The only one I'm struggling with is "Rohan for France," but I have very little knowledge on mid-late 1940s France and how Lewis thought to make that connection.

It's interesting he connects Sauron to Stalin and Saruman from the "The Scouring of the Shire" to "Mr. Silkin." Doing a quick search, I wasn't able to find much about Mr. Silkin, other than at the time Major Lewis wrote this review Lewis Silkin was the Minister of Town and Country Planning, and created the Silkin Test in 1949. Lewis is definitely attributing the destruction of the English countryside happening under Silkin's leadership.
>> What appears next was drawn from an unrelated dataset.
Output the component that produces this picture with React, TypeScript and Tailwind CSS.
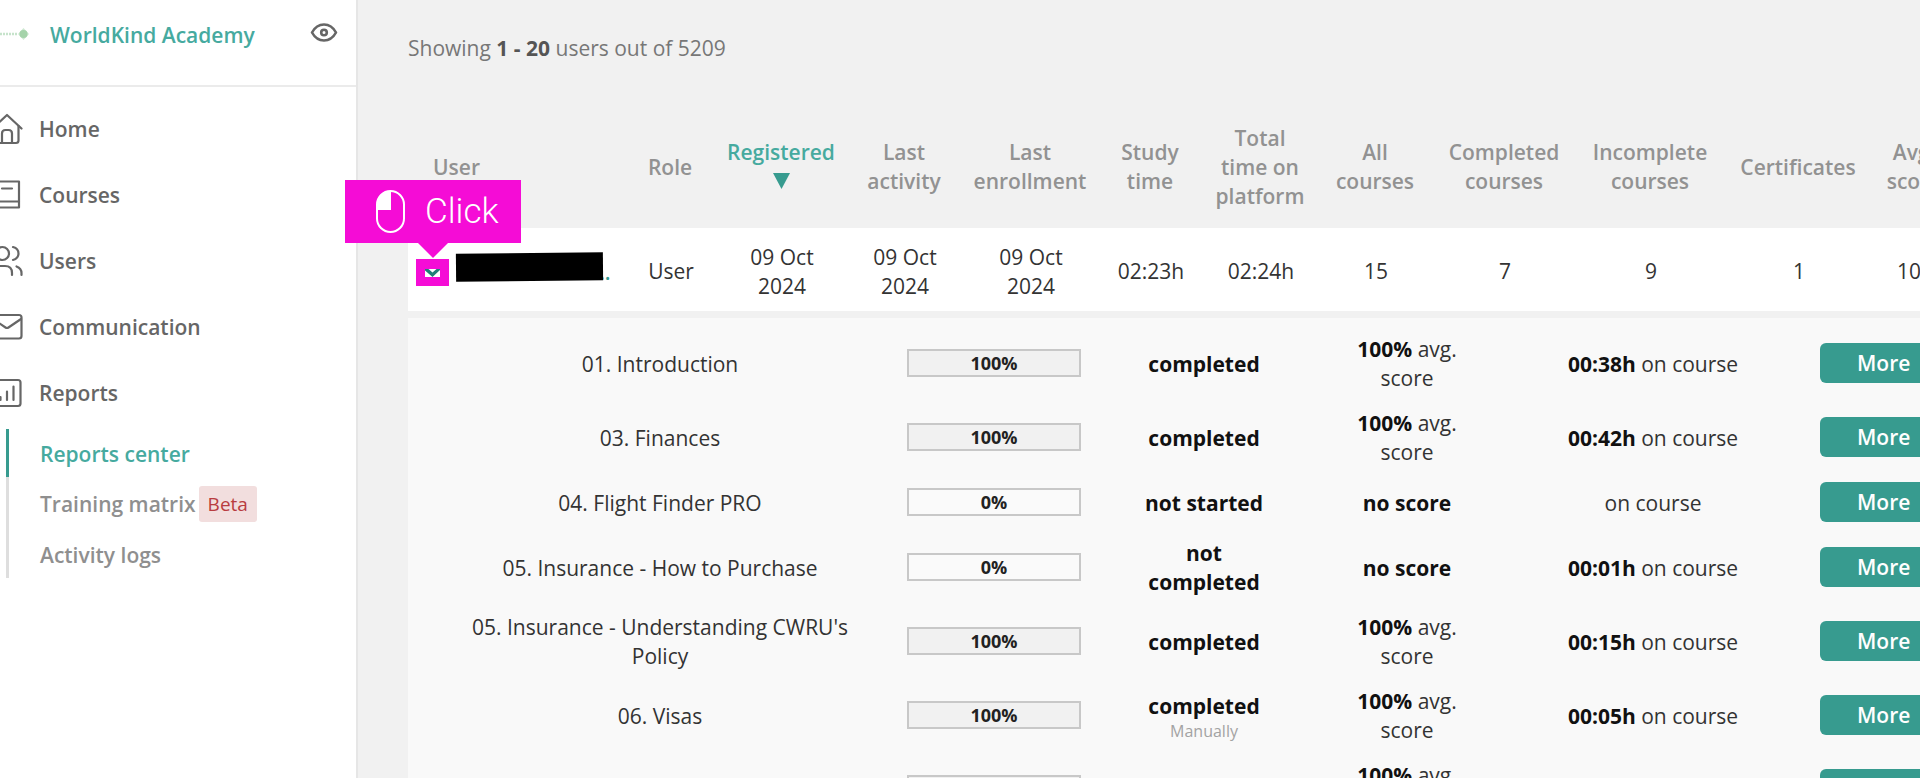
import type { ReactNode } from "react";

const teal = "#379b8f";

function NavIcon({ children }: { children: ReactNode }) {
  return (
    <svg className="size-8 shrink-0" viewBox="0 0 32 32" fill="none" stroke="currentColor" strokeWidth="2.200" strokeLinecap="round" strokeLinejoin="round" aria-hidden="true">
      {children}
    </svg>
  );
}

const nav: { label: string; icon: ReactNode }[] = [
  {
    label: "Home",
    icon: (
      <>
        <path d="M1.5 15.5 16 2l14.500 13.500" />
        <path d="M4.500 13v14.500q0 2.500 2.500 2.500h18q2.500 0 2.500-2.500V13" />
        <path d="M11 30v-9.500q0-3.500 3.500-3.500h3q3.500 0 3.500 3.500V30" />
      </>
    ),
  },
  {
    label: "Courses",
    icon: (
      <>
        <path d="M28 2.500H7A3 3 0 0 0 4 5.500v20a3 3 0 0 0 3 3h21z" />
        <path d="M4.500 22.500H28M11 9.500h10" />
      </>
    ),
  },
  {
    label: "Users",
    icon: (
      <>
        <circle cx="11.500" cy="8.500" r="6.500" />
        <path d="M22 2q5.500 1.500 5.500 6.500T22 15" />
        <path d="M1 30v-2q0-7 7-7h6q7 0 7 7v2" />
        <path d="M25.500 21.500q5 2 5 6.500v2" />
      </>
    ),
  },
  {
    label: "Communication",
    icon: (
      <>
        <rect x="1.500" y="4" width="29" height="23.500" rx="2.500" />
        <path d="m2 8 12.500 8.500q1.500 1 3 0L30 8" />
      </>
    ),
  },
  {
    label: "Reports",
    icon: (
      <>
        <rect x="2.500" y="3" width="27" height="26" rx="2.500" />
        <path d="M9.500 20v3M16 14.500V23M22.500 9.500V23" />
      </>
    ),
  },
];

const headers = [
  ["Role"],
  ["Registered"],
  ["Last", "activity"],
  ["Last", "enrollment"],
  ["Study", "time"],
  ["Total", "time on", "platform"],
  ["All", "courses"],
  ["Completed", "courses"],
  ["Incomplete", "courses"],
  ["Certificates"],
  ["Avg.", "score"],
];

const values = [
  ["User"],
  ["09 Oct", "2024"],
  ["09 Oct", "2024"],
  ["09 Oct", "2024"],
  ["02:23h"],
  ["02:24h"],
  ["15"],
  ["7"],
  ["9"],
  ["1"],
  ["100"],
];

type Course = { name: string[]; progress: number; status: string[]; manual?: boolean; score?: string; time?: string };

const courses: Course[] = [
  { name: ["01. Introduction"], progress: 100, status: ["completed"], score: "100%", time: "00:38h" },
  { name: ["03. Finances"], progress: 100, status: ["completed"], score: "100%", time: "00:42h" },
  { name: ["04. Flight Finder PRO"], progress: 0, status: ["not started"] },
  { name: ["05. Insurance - How to Purchase"], progress: 0, status: ["not", "completed"], time: "00:01h" },
  { name: ["05. Insurance - Understanding CWRU's", "Policy"], progress: 100, status: ["completed"], score: "100%", time: "00:15h" },
  { name: ["06. Visas"], progress: 100, status: ["completed"], manual: true, score: "100%", time: "00:05h" },
  { name: ["07."], progress: 100, status: ["completed"], score: "100%", time: "00:10h" },
];

function Lines({ lines }: { lines: string[] }) {
  return (
    <>
      {lines.map((line) => (
        <span key={line} className="block whitespace-nowrap">
          {line}
        </span>
      ))}
    </>
  );
}

function Sidebar() {
  return (
    <aside className="w-[358px] shrink-0 border-r-2 border-[#e6e6e6] bg-white font-semibold text-[#666]">
      <div className="flex h-[87px] items-start border-b-2 border-[#ebebeb] pt-5 pr-[18px]">
        <svg className="mt-1 h-5 w-[30px] shrink-0" viewBox="0 0 30 20" aria-hidden="true">
          <path d="M0 10h17" stroke="#c6e3cb" strokeWidth="2.500" strokeDasharray="2 1" />
          <path d="m23.500 4 5.500 6-5.500 6-5.500-6z" fill="#cfe8d2" />
          <circle cx="23.500" cy="10" r="4" fill="#a5d3aa" />
        </svg>
        <a href="#home" className="ml-5 leading-[31px] whitespace-nowrap text-[#46aa9f]">
          WorldKind Academy
        </a>
        <button type="button" aria-label="Preview" className="ml-auto text-[#666]">
          <svg className="h-6 w-7" viewBox="0 0 28 24" fill="none" stroke="currentColor" strokeWidth="2.600" aria-hidden="true">
            <path d="M2 12.500C5 7 9 4.500 14 4.500s9 2.500 12 8c-3 5.500-7 8-12 8s-9-2.500-12-8z" strokeLinejoin="round" />
            <circle cx="14" cy="12.500" r="2.800" />
          </svg>
        </button>
      </div>
      <nav className="pt-[9px]">
        {nav.map((item) => (
          <a key={item.label} href={`#${item.label}`} className="-ml-[9px] flex h-[66px] items-center gap-4">
            <NavIcon>{item.icon}</NavIcon>
            {item.label}
          </a>
        ))}
        <div className="mt-[3px] ml-[6px] text-[#8f8f8f]">
          <a href="#center" className="flex h-12 items-center border-l-[3px] border-[#379b8f] pt-[2px] pl-[31px] text-[#46aa9f]">
            Reports center
          </a>
          <a href="#matrix" className="flex h-[54px] items-center gap-[3px] border-l-[3px] border-[#dedede] pl-[31px]">
            Training matrix
            <span className="rounded-[3px] bg-[#f2dede] px-[9px] py-[3px] text-[19px] leading-[30px] font-normal text-[#b93c40]">Beta</span>
          </a>
          <a href="#logs" className="flex h-[47px] items-center border-l-[3px] border-[#dedede] pt-[2px] pl-[31px]">
            Activity logs
          </a>
        </div>
      </nav>
    </aside>
  );
}

function ClickCallout() {
  return (
    <div className="absolute -top-[79px] -left-[71px] z-10 flex h-[63px] w-44 items-center bg-[#f50cd6] pl-[31px] text-white">
      <svg className="h-[43px] w-[29px]" viewBox="0 0 29 43" fill="none" aria-hidden="true">
        <rect x="1" y="1" width="27" height="41" rx="13.500" stroke="white" strokeWidth="2" />
        <path d="M15 1v19H1v-5.500A13.500 13.500 0 0 1 15 1z" fill="white" />
      </svg>
      <span className="ml-5 font-['Roboto'] text-[35px] font-light">Click</span>
      <svg className="absolute top-[62px] left-[72px] h-4 w-8" viewBox="0 0 32 16" aria-hidden="true">
        <path d="M0 0h32L16 16z" fill="#f50cd6" />
      </svg>
    </div>
  );
}

export default function App() {
  return (
    <div className="flex h-screen overflow-hidden bg-[#f1f1f1] font-['Open_Sans','Noto_Sans',sans-serif] text-[21px] leading-[29px] text-[#333]">
      <Sidebar />
      <main className="min-w-0 flex-1 pl-[50px]">
        <p className="pt-[34px] pb-[43px] text-[#777]">
          Showing <b className="text-[#555]">1 - 20</b> users out of 5209
        </p>
        <table className="w-[1668px] table-fixed border-separate border-spacing-0 text-center">
          <colgroup>
            <col className="w-[212px]" />
            <col className="w-[100px]" />
            <col className="w-[122px]" />
            <col className="w-[124px]" />
            <col className="w-[128px]" />
            <col className="w-[112px]" />
            <col className="w-[108px]" />
            <col className="w-[122px]" />
            <col className="w-[136px]" />
            <col className="w-[156px]" />
            <col className="w-[140px]" />
            <col className="w-[92px]" />
            <col />
          </colgroup>
          <thead>
            <tr className="h-[122px] text-[#929292]">
              <th className="pl-[25px] text-left font-semibold">User</th>
              {headers.map((lines) =>
                lines[0] === "Registered" ? (
                  <th key="Registered" className="font-semibold text-[#46aa9f]" aria-sort="descending">
                    <button type="button" className="block w-full">
                      Registered
                      <svg className="mx-auto my-[6px] h-[17px] w-[17px]" viewBox="0 0 17 17" aria-hidden="true">
                        <path d="M0 0h17L8.500 16z" fill={teal} />
                      </svg>
                    </button>
                  </th>
                ) : (
                  <th key={lines.join()} className="font-semibold">
                    <Lines lines={lines} />
                  </th>
                ),
              )}
              <th />
            </tr>
          </thead>
          <tbody>
            <tr className="h-[83px] bg-white">
              <td className="pt-[6px] pl-2">
                <div className="flex items-center">
                  <div className="relative shrink-0">
                    <button type="button" aria-label="Collapse courses" className="flex h-[27px] w-[33px] items-center justify-center bg-[#f50cd6]">
                      <svg className="h-2 w-[15px]" viewBox="0 0 15 8" aria-hidden="true">
                        <path d="M0 0h15v8H0z" fill="white" />
                        <path d="M0 0h3.500l4 3.500 4-3.500H15v1L7.500 8 0 1.500z" fill="#217f78" />
                      </svg>
                    </button>
                    <ClickCallout />
                  </div>
                  <a href="#user" className="ml-[7px] flex items-center font-semibold text-[#379b8f]">
                    <span className="relative z-[1] -mr-1 mb-3 block h-7 w-[147px] -rotate-[0.600deg] bg-black" />
                    <span>..</span>
                  </a>
                </div>
              </td>
              {values.map((lines, i) => (
                <td key={i} className="pt-1 pl-[2px]">
                  <Lines lines={lines} />
                </td>
              ))}
              <td />
            </tr>
            <tr>
              <td colSpan={13} className="border-t-[7px] border-[#f1f1f1] bg-[#f9f9f9] p-0 pt-2">
                <table className="w-full table-fixed border-separate border-spacing-0 text-center">
                  <colgroup>
                    <col className="w-[484px]" />
                    <col className="w-[204px]" />
                    <col className="w-[216px]" />
                    <col className="w-[190px]" />
                    <col className="w-[302px]" />
                    <col />
                  </colgroup>
                  <tbody>
                    {courses.map((course) => (
                      <tr key={course.name[0]}>
                        <td className="pt-[9px] pb-[7px] pl-5">
                          <Lines lines={course.name} />
                        </td>
                        <td className="px-[15px]">
                          <div className={`border-2 border-[#c8c8c8] text-[18px] leading-6 font-bold text-[#222] ${course.progress ? "bg-[#f1f1f1]" : "bg-[#fafafa]"}`}>{course.progress}%</div>
                        </td>
                        <td className="pt-[9px] pb-[7px] font-bold text-[#111]">
                          <Lines lines={course.status} />
                          {course.manual && <span className="block text-[16px] leading-5 font-normal text-[#a3a3a3]">Manually</span>}
                        </td>
                        <td className="pt-[9px] pb-[7px]">
                          {course.score ? (
                            <>
                              <b className="text-[#111]">{course.score}</b> avg.
                              <br />
                              score
                            </>
                          ) : (
                            <b className="text-[#111]">no score</b>
                          )}
                        </td>
                        <td className="pt-[9px] pb-[7px]">
                          {course.time && <b className="text-[#111]">{course.time} </b>}
                          on course
                        </td>
                        <td className="py-2 pl-4 text-left">
                          <button type="button" className="block h-10 rounded-[6px] bg-[#379b8f] px-[37px] font-semibold text-white">
                            More
                          </button>
                        </td>
                      </tr>
                    ))}
                  </tbody>
                </table>
              </td>
            </tr>
          </tbody>
        </table>
      </main>
    </div>
  );
}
I agree with Inziladun that I never connected Sauron to one of the WWII fascist dictators. Although, I also read LOTR in the 2000s, and not from the perspective of someone who lived in the time of these historical figures. So, it's not surprising Major Lewis warns Tolkien about the critics are going to say the story is allegorical and written to be a political satire. Sauron as Stalin makes more sense than Hitler, to be honest. I would say, Stalin was perceived as a bigger evil, and greater threat than Hitler (especially after the war). It could be the British and French felt a closer shared connection with the German people than they did the Russians, but for years leading up to WWII the belief was Hitler could be dealt with rationally and reasoned with, Stalin couldn't be. You could say the leading European powers were trying to deal with Hitler as a misbehaving little brother, because they were hoping to use Germany as a stop to the spread of Stalin's communism.

"Gondor as the Germany of the future"...hmm I'm trying to think of where Lewis is going with that comparison. Is it during much of LOTR Gondor was a dwindling empire? Gondor had lost much of it's territories over the years and was continuing to decline under Denethor's leadership. Which also makes a connection to Germany interesting, because Denethor did not oppose Sauron based on the grounds that Sauron was the Dark Lord and big bad evil, but Denethor perceived Sauron as his political rival and threat. But "Germany of the future" seems to suggest post-war Germany and the rebuilding effort, like Gondor would have to do after the War of the Ring.